26 May 2020
Next up in our series is Alex Corbisiero, a loose head prop who joined the club’s Academy in 2005, making over 80 appearances.
He went on to represent England and was a British and Irish Lions tourist to Australia in 2013 playing a key role in the first and third Tests. Throw in a Premiership winner’s medal with Northampton Saints and you have a very good career. All this by the age of 27 before Alex retired from rugby and embarked on the next stage of his life, away from the rugby field as he explains.
“Stopping at 27 wasn’t ideal, but in hindsight I feel I’m in quite a good place and at peace with it” said Corbisiero.
“Rugby in general was tough to leave behind, especially when that’s all you know as an adult. I’m finally able to close the book on it and be proud of what I have done and achieved."
Alex has plenty of things to keep himself busy both here in the UK and in the US, where he was born and his heritage lies.
“My main vocation is working for NBC Sports in the US where I am their main rugby pundit across Premiership Rugby, Champions Cup, Six Nations, World Cups, we have an ever-growing reach over there. NBC is dedicated to growing and pushing rugby in the US.
“I live between the US and the UK and being half American, being born there and with the rugby credentials I have and having the passport, was the perfect fit for me at the perfect time. Sometimes right place at the right time is all you need. I’ve just started my fourth season with them and really enjoying it. As a side project, there is also a podcast called ‘The Scrum Down’ which is quite successful and very enjoyable to.”
That’s the media work, but there is plenty more that occupies Alex’s time, business ventures and rugby coaching.
“I own part of a company called ASM Scholarships which is a placement agency for students from all over the world into American universities to find sports scholarships. We build their application, put it together and then go around to the university coaches who are trying to recruit players in certain sports, primarily golf, swimming, tennis, football, rugby, the main international sports that pull well at American universities, and find them scholarships.
“I also have Team Corbs. A company where I do scrum coaching, forwards coaching, clinics, online feedback, if any players or any clubs require feedback on any of their forward play or set piece work, digitally or remotely, I feed that back to them. I also coach at Penn State University in America and with the New Orleans Gold which is an MLR team.

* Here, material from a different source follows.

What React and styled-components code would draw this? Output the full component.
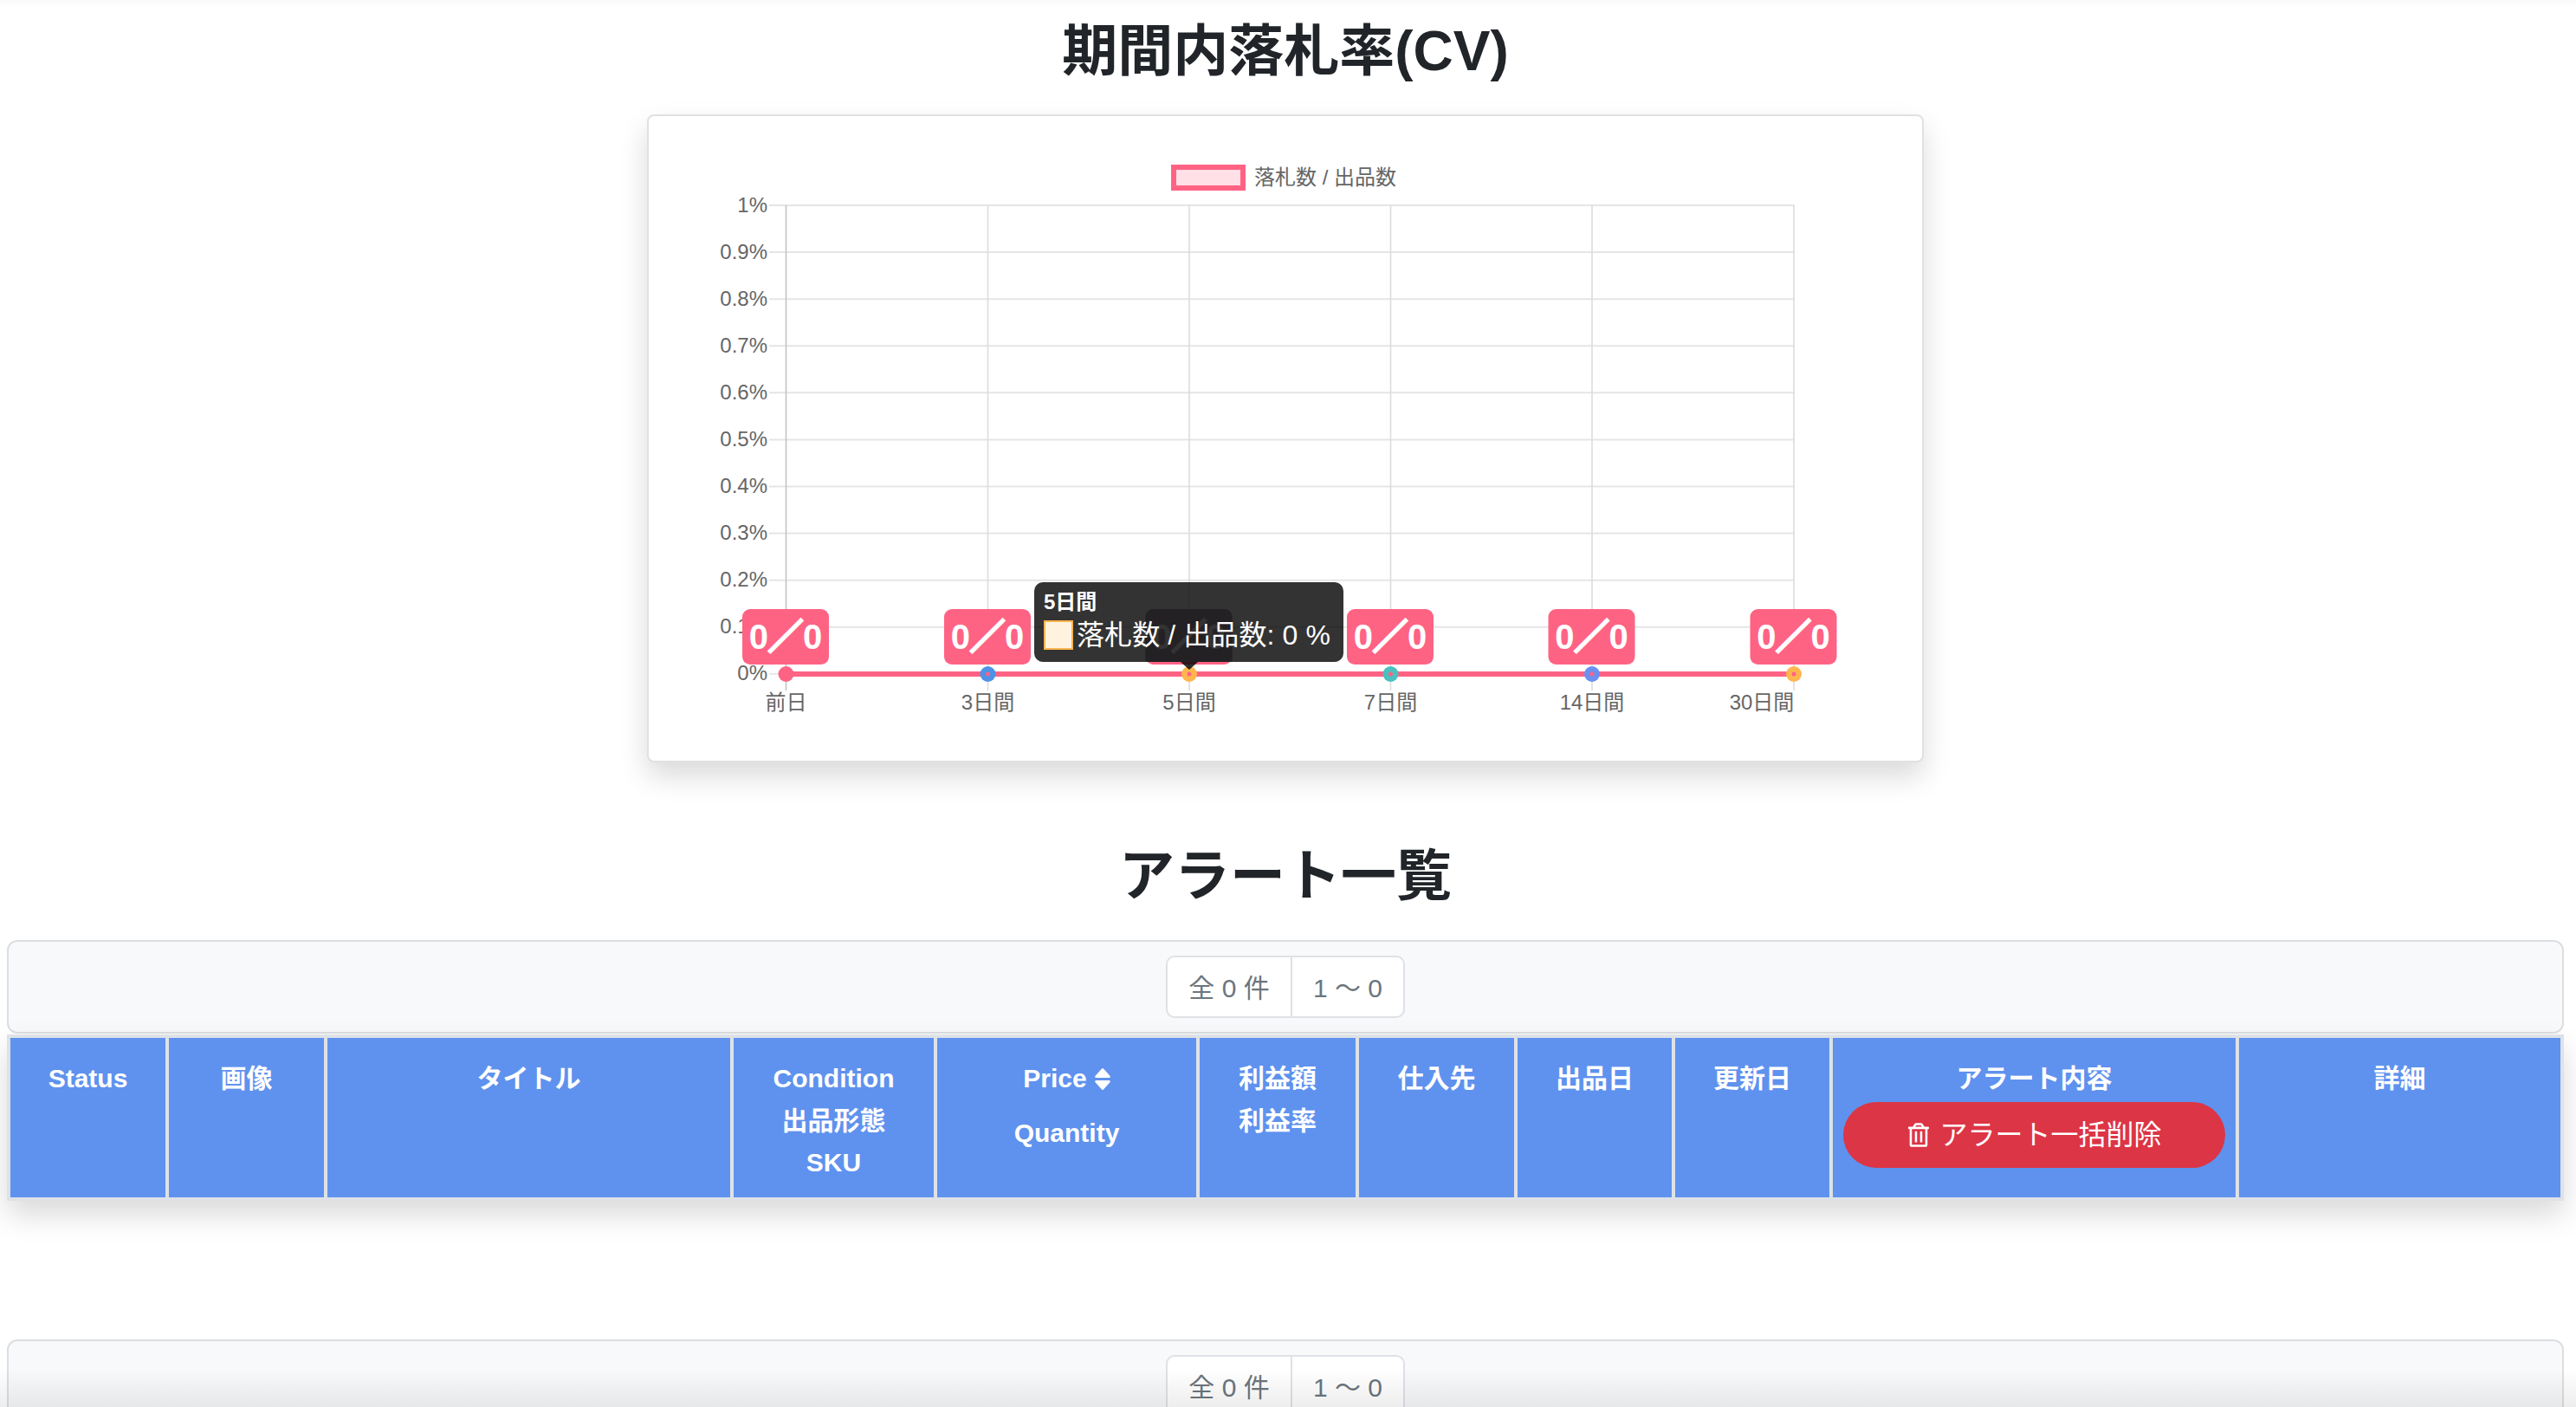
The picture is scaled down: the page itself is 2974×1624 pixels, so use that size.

I commentate on the MLR games which is broadcast on several networks too.”
So professionally it’s all working out really well for Alex, but also personally too, with the news that he is engaged to his fiancé Abby Gustaitis, the USA 7s National team captain.
“We got engaged last year and live together in San Diego. She plays on the women’s USA National 7s team and is working towards the Olympic Games in Tokyo, which is the big goal for her right now. I think all eyes on American rugby are looking towards those Olympics, it’s the real highlight.
“We actually met at the 2018 Rugby 7s World Cup in San Francisco. I’m really fortunate, she is very impressive and I’m glad I’ve found a partner to share life with who is pretty special.”
London Irish played, as Alex explains, a huge part in his adult career. He spent eight years at the club and had some special days in the green jersey.
“My first memory has to be my debut in 2008. A few days after my 20th birthday, I had been at the club for a few years in the Academy and got to start the London Double Header against Wasps at Twickenham in what was my breakout first season. That moment of putting on the shirt and starting on the opening day of the season and we won, that memory will always stick with me.
“At the Madejski, the win against Munster, playing in what was the Heineken Cup were great days. The season we got to the final and the semi-final away against Quins where we won 17-0 was special. Playing against our local rivals, we were very much the underdogs, playing away in the semi and keeping them scoreless at home was a special moment for a special team.”
Alex was involved with the club during some of its most successful times, playing with some great players and working with some brilliant coaches really made his time with the club what it was.
“My best memories of London Irish are the players and the moments we shared on and off the field. Especially when I was young at the club, we had a very special vibe. Guys like Mapusua, Mike Catt, so many seasoned internationals. The culture and vibe will stay with me for the rest of my life, they were some of the best days I experienced in rugby. It was the family for me for so long. It was special.
“The support staff for me is important to reference too. Someone like Neal Hatley will be a friend and someone I look up to for the rest of my life. He mentored me through this club and, his last year of playing was my first year in the Academy before he became my Academy Manager.
“I feel like he had one of the biggest impacts on my career of any coach and that was directly through this club. He was almost like a second father figure to me for a long time and I’ll always remember that.”